Why do both clauses have ég? Why not leave it out the second time?
Because Icelandic normally states the subject explicitly with each finite verb.
So:
- Ég athuga ...
- áður en ég undirrita ...
Both verbs, athuga and undirrita, have their own subject, and Icelandic does not usually drop subject pronouns the way some other languages do.
Even though English sometimes avoids repetition stylistically, Icelandic often keeps it.
What does áður en mean, and how does it work?
Áður en means before when it introduces a clause.
In this sentence:
- áður en ég undirrita hann = before I sign it
You can think of it as a fixed expression:
- áður = earlier / before
- en = than / before introducing the clause here
It is very commonly used before a full clause with a verb.
Compare:
- áður en ég fer = before I go
- áður en hún byrjar = before she starts
Why is the word order so straightforward after áður en? I thought subordinate clauses changed word order.

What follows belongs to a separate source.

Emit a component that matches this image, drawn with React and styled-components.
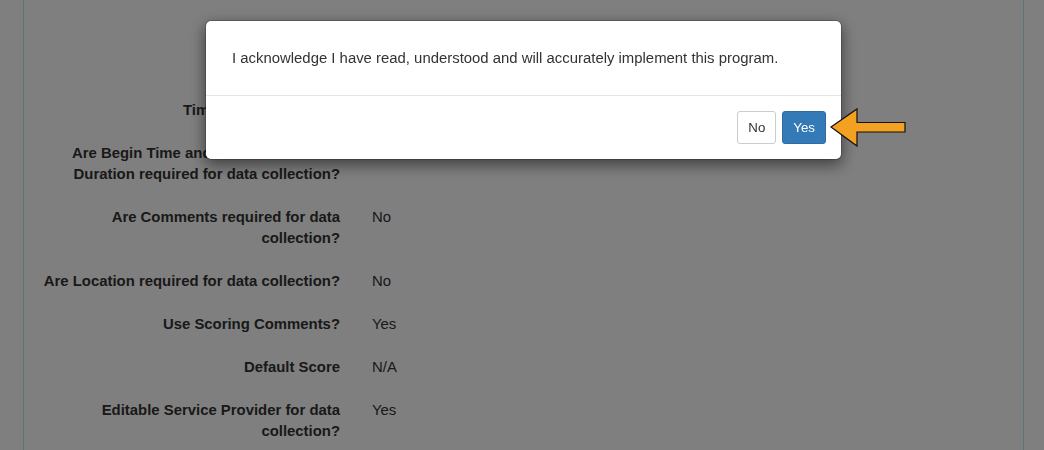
import React from "react";
import styled, { createGlobalStyle } from "styled-components";

const GlobalStyle = createGlobalStyle`
  html, body {
    margin: 0;
    padding: 0;
    background: #ffffff;
    overflow: hidden;
  }
  body {
    font-family: "Liberation Sans", Arial, Helvetica, sans-serif;
    font-size: 14.9px;
    line-height: 21px;
    color: #333333;
  }
  * { box-sizing: border-box; }
`;

const Panel = styled.div`
  margin: 0 20px 0 23px;
  min-height: 450px;
  border-left: 1px solid #bce8f1;
  border-right: 1px solid #bce8f1;
  padding: 100px 16px 0 16px;
`;

const Form = styled.div`
  display: flex;
  flex-direction: column;
  gap: 22px;
`;

const Row = styled.div`
  display: grid;
  grid-template-columns: 300px 1fr;
  column-gap: 32px;
`;

const Label = styled.div`
  font-weight: bold;
  text-align: right;
`;

const Value = styled.div`
  font-weight: normal;
`;

const Backdrop = styled.div`
  position: fixed;
  inset: 0;
  background: rgba(0, 0, 0, 0.5);
`;

const Modal = styled.div`
  position: fixed;
  top: 20px;
  left: 205px;
  width: 637px;
  background: #ffffff;
  border: 1px solid rgba(0, 0, 0, 0.2);
  border-radius: 6px;
  box-shadow: 0 5px 15px rgba(0, 0, 0, 0.5);
  background-clip: padding-box;
`;

const ModalBody = styled.div`
  padding: 27px 26px 26px;
  color: #333333;
`;

const ModalFooter = styled.div`
  display: flex;
  justify-content: flex-end;
  gap: 6px;
  padding: 15px 15px 15px;
  border-top: 1px solid #e5e5e5;
`;

const Button = styled.button`
  font-family: "Liberation Sans", Arial, Helvetica, sans-serif;
  font-size: 13.3px;
  line-height: 17px;
  padding: 7px 10px;
  border-radius: 3px;
  border: 1px solid ${(p) => (p.$primary ? "#2e6da4" : "#cccccc")};
  background: ${(p) => (p.$primary ? "#337ab7" : "#ffffff")};
  color: ${(p) => (p.$primary ? "#ffffff" : "#333333")};
  cursor: pointer;
`;

const Pointer = styled.svg`
  position: fixed;
  left: 829px;
  top: 107px;
`;

const rows = [
  { label: "Time Interval Duration", value: "" },
  { label: "Are Begin Time and End Time or Total Duration required for data collection?", value: "" },
  { label: "Are Comments required for data collection?", value: "No" },
  { label: "Are Location required for data collection?", value: "No" },
  { label: "Use Scoring Comments?", value: "Yes" },
  { label: "Default Score", value: "N/A" },
  { label: "Editable Service Provider for data collection?", value: "Yes" },
];

export default function App() {
  return (
    <>
      <GlobalStyle />
      <Panel>
        <Form>
          {rows.map((r) => (
            <Row key={r.label}>
              <Label>{r.label}</Label>
              <Value>{r.value}</Value>
            </Row>
          ))}
        </Form>
      </Panel>
      <Backdrop />
      <Modal>
        <ModalBody>
          I acknowledge I have read, understood and will accurately implement this program.
        </ModalBody>
        <ModalFooter>
          <Button>No</Button>
          <Button $primary>Yes</Button>
        </ModalFooter>
      </Modal>
      <Pointer width="80" height="42" viewBox="0 0 80 42">
        <polygon
          points="2,20 28,2 28,15.5 76,15.5 76,25 28,25 28,39"
          fill="#f4a020"
          stroke="#111111"
          strokeWidth="1.2"
          strokeLinejoin="miter"
        />
      </Pointer>
    </>
  );
}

Icelandic subordinate clauses often look quite similar to main clauses in basic subject-verb order, especially in simple examples like this one.
So:
- ég undirrita hann = subject + verb + object
That is normal after áður en.
What often changes more noticeably is the word order in the main clause if the subordinate clause comes first. For example:
- Áður en ég undirrita hann, athuga ég samninginn vandlega.
Here the main clause becomes athuga ég..., with the verb before the subject, because something else has been placed first in the sentence.
What form is athuga here?
Athuga is the present tense, first person singular:
- ég athuga = I check / I examine
It comes from the verb að athuga.
This present tense can describe:
- a habitual action: I check the contract carefully before I sign it
- a general procedure
- something happening now, depending on context
So the Icelandic present tense works a lot like the English present here.
What form is undirrita here?
Undirrita is also present tense, first person singular:
- ég undirrita = I sign
The infinitive is að undirrita.
So the sentence contains two present-tense verbs:
- ég athuga
- ég undirrita
That is normal in Icelandic when describing a routine or general sequence of actions.
What does vandlega mean, and what kind of word is it?
Vandlega means carefully, and it is an adverb.
It describes how the checking is done:
- Ég athuga samninginn vandlega = I check the contract carefully
A useful pattern to notice is:
- adjective: vandlegur = careful / thorough
- adverb: vandlega = carefully / thoroughly
Many Icelandic adverbs are formed with -lega, similar to English -ly in many cases.
Why is vandlega placed after samninginn?
That word order is very natural in Icelandic.
The structure is:
- Ég = subject
- athuga = verb
- samninginn = object
- vandlega = adverb
- áður en... = subordinate clause
So the sentence goes:
- subject
- verb
- object
- adverb
- time clause
You can sometimes move adverbs around for emphasis, but athuga samninginn vandlega is a very normal and idiomatic order.
Could Icelandic also use another verb instead of athuga?
Yes. Athuga means check, examine, look over, and it fits very well here. But depending on nuance, other verbs can also appear in similar contexts.
For example:
- skoða often means look at / inspect / examine
- lesa yfir means read over
- fara yfir means go over / review
Still, athuga samninginn vandlega is a very natural way to say that you check the contract carefully before signing it.
Why are both verbs in the present tense when English might sometimes say will?
Because Icelandic often uses the present tense for general truths, routines, and planned or expected actions, just like English can.
This sentence sounds like a general procedure:
- I check the contract carefully before I sign it
It is not necessarily talking about one specific future event. It describes what the speaker does as a rule.
If the context were strongly future-oriented, Icelandic could express that too, but the present tense is completely normal here.
If I put the before clause first, what happens?
If you start with the subordinate clause, the main clause usually shows inversion:
- Áður en ég undirrita hann, athuga ég samninginn vandlega.
Notice the change:
- normal main clause: Ég athuga...
- after a fronted clause: athuga ég...
This is a very important Icelandic pattern: when something other than the subject comes first, the finite verb typically comes in the second position.